As we turned back, this woman carrying her groceries turned the corner and came toward us along the lane. When she reached us, I pointed at my camera and at her to let her know that I wanted to take her photograph. I had the coin ready, but Ramiro and the woman began speaking in Quechua and then the negotiation was concluded, and I took my "authentic" picture, and we returned to the car and drove on.

Thursday, June 14, 2012

Chinchero, With Walls and Towers Girdled Round



PHOTOGRAPHER'S JOURNAL:  Unlike most Incan villages, Chinchero was first destroyed by the Incas themselves in retreat to prevent the palaces here from falling into the hands of the invading conquistadors. By 1572 orders had been given for construction of the present day church. It is likely the date painted inside, 1607, marks its completion. It was only in the 1960s that the finely carved walls of the old Incan palace were discovered beneath, serving as foundation for the church.  When the church was constructed, the old palace walls had been filled to the level of the roof with soil brought from elsewhere. 

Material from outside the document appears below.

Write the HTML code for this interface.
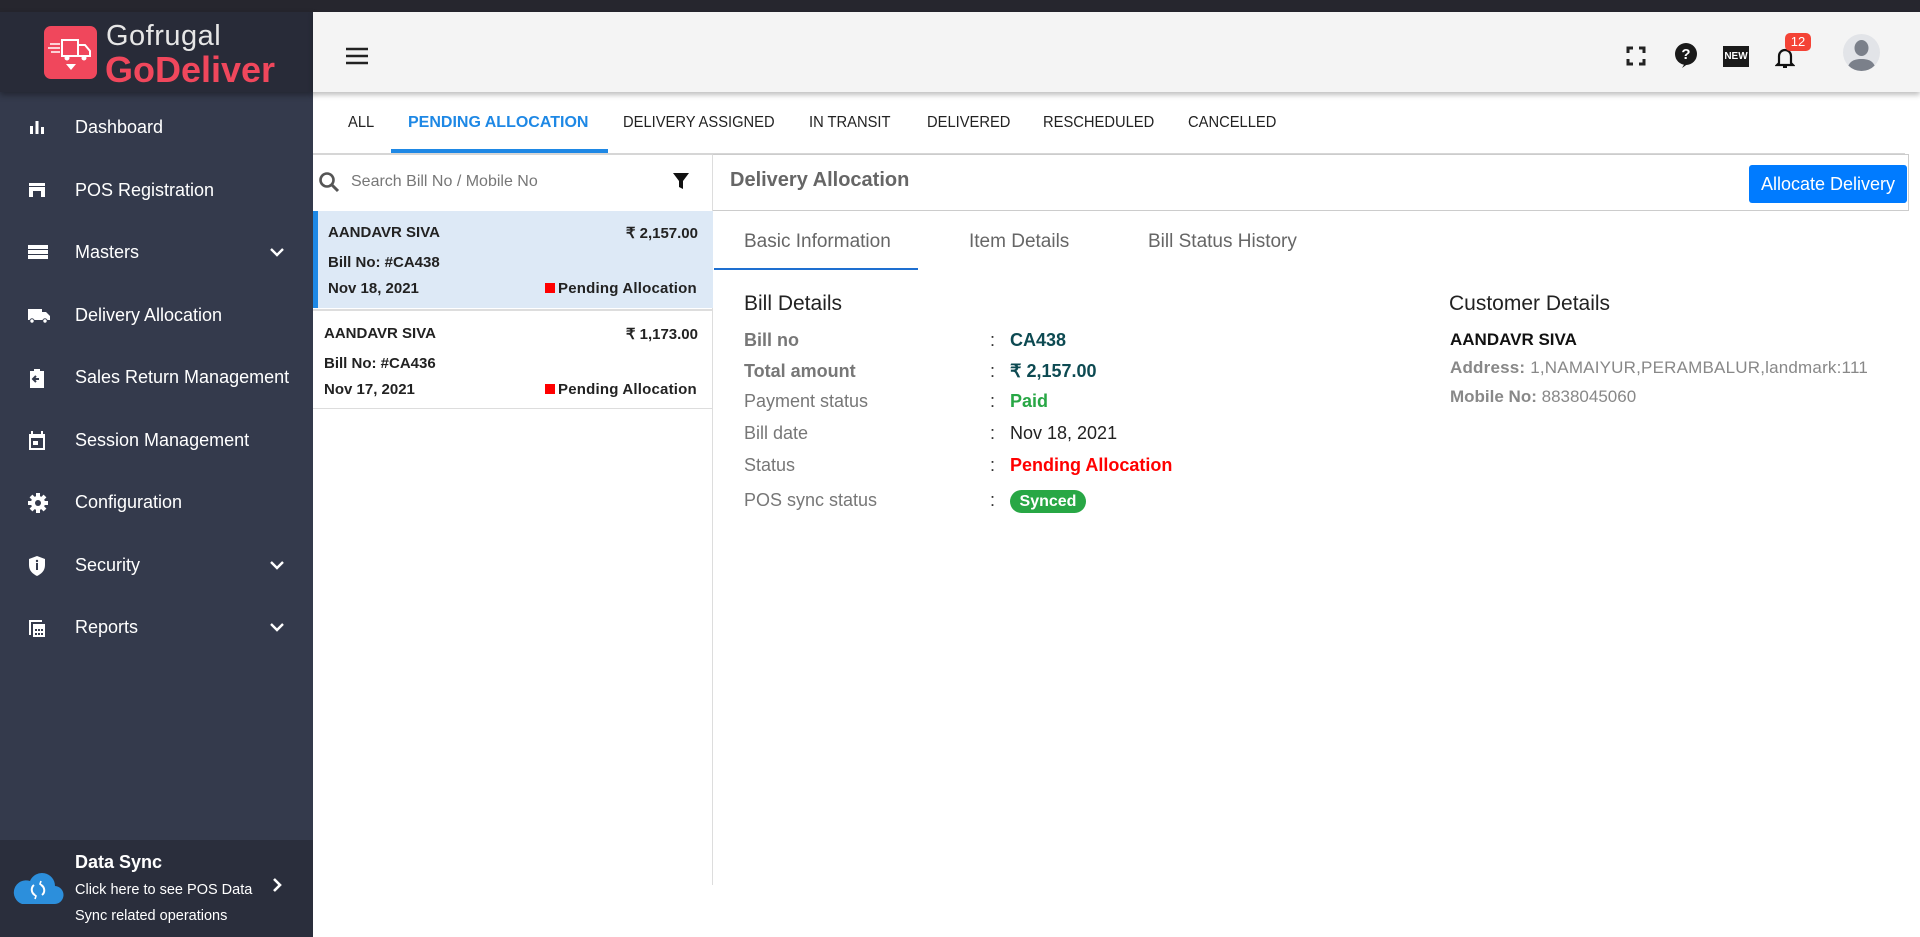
<!DOCTYPE html>
<html><head><meta charset="utf-8"><style>
*{margin:0;padding:0;box-sizing:border-box}
body{width:1920px;height:937px;overflow:hidden;background:#fff;font-family:"Liberation Sans",sans-serif;position:relative}
.a{position:absolute;white-space:nowrap}
#top{left:0;top:0;width:1920px;height:12px;background:#26262e}
#sb{left:0;top:12px;width:313px;height:925px;background:#343a4c}
#logo{left:0;top:12px;width:313px;height:80px;background:#282b38;box-shadow:0 3px 6px rgba(0,0,0,.35)}
.mi{left:0;width:313px;height:40px;color:#fff;font-size:18px;line-height:40px}
.mi .t{position:absolute;left:75px}
.mi svg{position:absolute;left:27px;top:10px}
.mi .ch{position:absolute;left:268px;top:12px}
#ds{left:0;top:840px;width:313px;height:97px;background:#2a2e3c}
#hdr{left:313px;top:12px;width:1607px;height:80px;background:#f4f4f4;box-shadow:0 3px 5px rgba(0,0,0,.25)}
.tab{top:114px;font-size:16px;color:#222;transform:scaleX(.92);transform-origin:left}
.lbl{left:744px;font-size:18px;color:#777}
.col{left:990px;font-size:18px;color:#333}
.val{left:1010px;font-size:18px}
.li{font-size:15px;font-weight:bold;color:#222}
</style></head><body>
<div id="top" class="a"></div>
<div id="sb" class="a"></div>
<div id="logo" class="a">
 <div class="a" style="left:44px;top:14px;width:53px;height:53px;background:#f0475c;border-radius:7px"></div>
 <svg class="a" style="left:46px;top:22px" width="50" height="40" viewBox="0 0 50 40"><path d="M16 6h16v16H16zM32 11h7l5 6v5H32z" fill="none" stroke="#fff" stroke-width="2"/><circle cx="21" cy="24" r="2.5" fill="#fff"/><circle cx="38" cy="24" r="2.5" fill="#fff"/><path d="M4 10h10M2 14h12M5 18h9" stroke="#fff" stroke-width="1.6"/><path d="M20 30l5 6 5-6" fill="#fff"/></svg>
 <div class="a" style="left:106px;top:8px;font-size:29px;color:#e6e6e6;letter-spacing:0.5px">Gofrugal</div>
 <div class="a" style="left:105px;top:37px;font-size:36px;font-weight:bold;color:#f0475c">GoDeliver</div>
</div>
<div class="a mi" style="top:107px"><svg width="20" height="20" viewBox="0 0 20 20"><path d="M3 9h3v8H3zM8.5 4h3v13h-3zM14 10h3v7h-3z" fill="#fff"/></svg><span class="t">Dashboard</span></div>
<div class="a mi" style="top:170px"><svg width="20" height="20" viewBox="0 0 20 20"><path d="M2 3h16v3H2zM2 7h16v10H2z" fill="#fff"/><path d="M6 11h8v6H6z" fill="#343a4c"/></svg><span class="t">POS Registration</span></div>
<div class="a mi" style="top:232px"><svg width="22" height="20" viewBox="0 0 22 20"><path d="M1 3h20v4H1zM1 8h20v4H1zM1 13h20v4H1z" fill="#fff"/></svg><span class="t">Masters</span><svg class="ch" width="18" height="16" viewBox="0 0 18 16"><path d="M3 5l6 6 6-6" fill="none" stroke="#fff" stroke-width="2.4"/></svg></div>
<div class="a mi" style="top:295px"><svg width="24" height="20" viewBox="0 0 24 20"><path d="M1 4h14v11H1zM15 7h4l4 4v4h-8z" fill="#fff"/><circle cx="5" cy="16" r="2.2" fill="#fff" stroke="#343a4c"/><circle cx="18" cy="16" r="2.2" fill="#fff" stroke="#343a4c"/></svg><span class="t">Delivery Allocation</span></div>
<div class="a mi" style="top:357px"><svg width="20" height="22" viewBox="0 0 20 22"><path d="M3 4h14v17H3z" fill="#fff"/><path d="M7 2h6v4H7z" fill="#fff"/><path d="M12 12H7m2-3l-3 3 3 3" stroke="#343a4c" stroke-width="2" fill="none"/></svg><span class="t">Sales Return Management</span></div>
<div class="a mi" style="top:420px"><svg width="20" height="22" viewBox="0 0 20 22"><path d="M2 4h16v16H2z" fill="#fff"/><path d="M5 1v4M15 1v4" stroke="#fff" stroke-width="2"/><path d="M4 8h12v10H4z" fill="#343a4c"/><path d="M6 11h5v4H6z" fill="#fff"/></svg><span class="t">Session Management</span></div>
<div class="a mi" style="top:482px"><svg width="22" height="22" viewBox="0 0 22 22"><circle cx="11" cy="11" r="7" fill="#fff"/><path d="M11 1v20M1 11h20M4 4l14 14M18 4L4 18" stroke="#fff" stroke-width="4"/><circle cx="11" cy="11" r="3" fill="#343a4c"/></svg><span class="t">Configuration</span></div>
<div class="a mi" style="top:545px"><svg width="20" height="22" viewBox="0 0 20 22"><path d="M10 1l8 3v6c0 6-4 9-8 11-4-2-8-5-8-11V4z" fill="#fff"/><path d="M10 8v7" stroke="#343a4c" stroke-width="2"/><circle cx="10" cy="6" r="1.2" fill="#343a4c"/></svg><span class="t">Security</span><svg class="ch" width="18" height="16" viewBox="0 0 18 16"><path d="M3 5l6 6 6-6" fill="none" stroke="#fff" stroke-width="2.4"/></svg></div>
<div class="a mi" style="top:607px"><svg width="20" height="22" viewBox="0 0 20 22"><path d="M2 3h13v2H4v13H2z" fill="#fff"/><path d="M6 7h12v13H6z" fill="#fff"/><path d="M8 12h2v2H8zM11 12h2v2h-2zM14 12h2v2h-2zM8 16h2v2H8zM11 16h2v2h-2zM14 16h2v2h-2z" fill="#343a4c"/></svg><span class="t">Reports</span><svg class="ch" width="18" height="16" viewBox="0 0 18 16"><path d="M3 5l6 6 6-6" fill="none" stroke="#fff" stroke-width="2.4"/></svg></div>
<div id="ds" class="a">
 <svg class="a" style="left:12px;top:30px" width="52" height="36" viewBox="0 0 52 36"><path d="M10 34h32a9 9 0 0 0 1-18A13 13 0 0 0 18 11 10 10 0 0 0 10 34z" fill="#2c8fdc"/><path d="M22 15a6 6 0 0 0 1 10M30 25a6 6 0 0 0-1-10" stroke="#fff" stroke-width="2" fill="none"/><path d="M21 24l3 2-1 3M31 16l-3-2 1-3" stroke="#fff" stroke-width="1.6" fill="none"/></svg>
 <div class="a" style="left:75px;top:12px;font-size:18px;font-weight:bold;color:#fff">Data Sync</div>
 <div class="a" style="left:75px;top:42px;font-size:14.5px;color:#fff">Click here to see POS Data</div>
 <div class="a" style="left:75px;top:68px;font-size:14.5px;color:#fff">Sync related operations</div>
 <svg class="a" style="left:270px;top:36px" width="14" height="18" viewBox="0 0 14 18"><path d="M4 3l6 6-6 6" stroke="#fff" stroke-width="2.6" fill="none"/></svg>
</div>
<div id="hdr" class="a">
 <svg class="a" style="left:32px;top:34px" width="24" height="20" viewBox="0 0 24 20"><path d="M1 3h22M1 10h22M1 17h22" stroke="#222" stroke-width="2.4"/></svg>
 <svg class="a" style="left:1313px;top:34px" width="20" height="20" viewBox="0 0 20 20"><path d="M2 7V2h5M13 2h5v5M18 13v5h-5M7 18H2v-5" stroke="#222" stroke-width="3" fill="none"/></svg>
 <svg class="a" style="left:1360px;top:30px" width="26" height="28" viewBox="0 0 26 28"><circle cx="13" cy="12" r="11" fill="#1a1a1a"/><path d="M9 26l3-5h4z" fill="#1a1a1a"/><text x="13" y="17" font-size="15" font-weight="bold" fill="#fff" text-anchor="middle" font-family="Liberation Sans">?</text></svg>
 <div class="a" style="left:1410px;top:34px;width:26px;height:21px;background:#1a1a1a;color:#fff;font-size:10px;font-weight:bold;line-height:21px;text-align:center">NEW</div>
 <svg class="a" style="left:1462px;top:34px" width="20" height="24" viewBox="0 0 20 24"><path d="M4 17V10a6 6 0 0 1 12 0v7l2 2H2z" fill="none" stroke="#111" stroke-width="2.2"/><path d="M8 21h4" stroke="#111" stroke-width="2"/></svg>
 <div class="a" style="left:1472px;top:21px;width:26px;height:18px;background:#f44336;color:#fff;border-radius:5px;font-size:13px;text-align:center;line-height:18px">12</div>
 <div class="a" style="left:1530px;top:22px;width:37px;height:37px;border-radius:50%;background:#e2e4e8;overflow:hidden"><svg width="37" height="37" viewBox="0 0 37 37"><ellipse cx="18.5" cy="14" rx="7" ry="8" fill="#7b808a"/><path d="M4 37c1-9 6-12 14.5-12S32 28 33 37z" fill="#7b808a"/></svg></div>
</div>
<div class="a tab" style="left:348px">ALL</div>
<div class="a tab" style="left:408px;color:#1e88e5;font-weight:bold;transform:none;font-size:16px">PENDING ALLOCATION</div>
<div class="a tab" style="left:623px">DELIVERY ASSIGNED</div>
<div class="a tab" style="left:809px">IN TRANSIT</div>
<div class="a tab" style="left:927px">DELIVERED</div>
<div class="a tab" style="left:1043px">RESCHEDULED</div>
<div class="a tab" style="left:1188px">CANCELLED</div>
<div class="a" style="left:313px;top:153px;width:1592px;height:2px;background:#d6d6d6"></div>
<div class="a" style="left:391px;top:149px;width:217px;height:4px;background:#1e88e5"></div>
<!-- list -->
<div class="a" style="left:313px;top:155px;width:400px;height:730px;border-right:1px solid #ddd"></div>
<svg class="a" style="left:318px;top:171px" width="22" height="22" viewBox="0 0 22 22"><circle cx="9" cy="9" r="6.5" stroke="#555" stroke-width="2.6" fill="none"/><path d="M14 14l6 6" stroke="#555" stroke-width="3"/></svg>
<div class="a" style="left:351px;top:173px;font-size:16px;color:#777">Search Bill No / Mobile No</div>
<svg class="a" style="left:672px;top:172px" width="18" height="18" viewBox="0 0 18 18"><path d="M1 1h16l-6 8v8l-4-2V9z" fill="#111"/></svg>
<div class="a" style="left:313px;top:211px;width:400px;height:1px;background:#ddd"></div>
<div class="a" style="left:313px;top:211px;width:400px;height:97px;background:#dde9f6;border-left:5px solid #1e88e5"></div>
<div class="a li" style="left:328px;top:224px">AANDAVR SIVA</div>
<div class="a li" style="left:623px;top:224px;width:75px;text-align:right">₹ 2,157.00</div>
<div class="a li" style="left:328px;top:254px">Bill No: #CA438</div>
<div class="a li" style="left:328px;top:280px">Nov 18, 2021</div>
<div class="a" style="left:545px;top:283px;width:10px;height:10px;background:#f00"></div>
<div class="a li" style="left:558px;top:280px;letter-spacing:0.2px">Pending Allocation</div>
<div class="a" style="left:313px;top:309px;width:400px;height:2px;background:#ddd"></div>
<div class="a li" style="left:324px;top:325px">AANDAVR SIVA</div>
<div class="a li" style="left:623px;top:325px;width:75px;text-align:right">₹ 1,173.00</div>
<div class="a li" style="left:324px;top:355px">Bill No: #CA436</div>
<div class="a li" style="left:324px;top:381px">Nov 17, 2021</div>
<div class="a" style="left:545px;top:384px;width:10px;height:10px;background:#f00"></div>
<div class="a li" style="left:558px;top:381px;letter-spacing:0.2px">Pending Allocation</div>
<div class="a" style="left:313px;top:408px;width:400px;height:1px;background:#ddd"></div>
<!-- detail -->
<div class="a" style="left:713px;top:154px;width:1196px;height:57px;border:1px solid #ccc;border-left:none"></div>
<div class="a" style="left:730px;top:169px;font-size:20px;font-weight:bold;color:#666">Delivery Allocation</div>
<div class="a" style="left:1749px;top:165px;width:158px;height:38px;background:#007bff;border-radius:3px;color:#fff;font-size:18px;line-height:38px;text-align:center">Allocate Delivery</div>
<div class="a" style="left:744px;top:231px;font-size:19px;color:#666">Basic Information</div>
<div class="a" style="left:969px;top:231px;font-size:19px;color:#666">Item Details</div>
<div class="a" style="left:1148px;top:231px;font-size:19px;color:#666">Bill Status History</div>
<div class="a" style="left:714px;top:268px;width:204px;height:2px;background:#1e6fd0"></div>
<div class="a" style="left:744px;top:292px;font-size:21px;color:#222">Bill Details</div>
<div class="a lbl" style="top:330px;font-weight:bold">Bill no</div><div class="a col" style="top:330px">:</div><div class="a val" style="top:330px;font-weight:bold;color:#0d4a52">CA438</div>
<div class="a lbl" style="top:361px;font-weight:bold">Total amount</div><div class="a col" style="top:361px">:</div><div class="a val" style="top:361px;font-weight:bold;color:#0d4a52">₹ 2,157.00</div>
<div class="a lbl" style="top:391px">Payment status</div><div class="a col" style="top:391px">:</div><div class="a val" style="top:391px;font-weight:bold;color:#28a745">Paid</div>
<div class="a lbl" style="top:423px">Bill date</div><div class="a col" style="top:423px">:</div><div class="a val" style="top:423px;color:#222">Nov 18, 2021</div>
<div class="a lbl" style="top:455px">Status</div><div class="a col" style="top:455px">:</div><div class="a val" style="top:455px;font-weight:bold;color:#f00">Pending Allocation</div>
<div class="a lbl" style="top:490px">POS sync status</div><div class="a col" style="top:490px">:</div>
<div class="a" style="left:1010px;top:490px;width:76px;height:23px;border-radius:12px;background:#28a745;color:#fff;font-size:16px;font-weight:bold;text-align:center;line-height:23px">Synced</div>
<div class="a" style="left:1449px;top:292px;font-size:21px;color:#222">Customer Details</div>
<div class="a" style="left:1450px;top:330px;font-size:17px;font-weight:bold;color:#111">AANDAVR SIVA</div>
<div class="a" style="left:1450px;top:358px;font-size:17px;color:#888;letter-spacing:0.2px"><b>Address:</b> 1,NAMAIYUR,PERAMBALUR,landmark:111</div>
<div class="a" style="left:1450px;top:387px;font-size:17px;color:#888"><b>Mobile No:</b> 8838045060</div>
</body></html>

Chinchero is another of those places that begs for leisure. On the one hand, I want to walk every street, photograph every door and window detail, every mud brick with an interesting plant growing over it. On the other hand, I want to stand back, explore the spaces, capture the expansiveness of the plains and mountains here. It is an ideal place to stop and watch light transforming surfaces, remolding spaces, recollecting moods.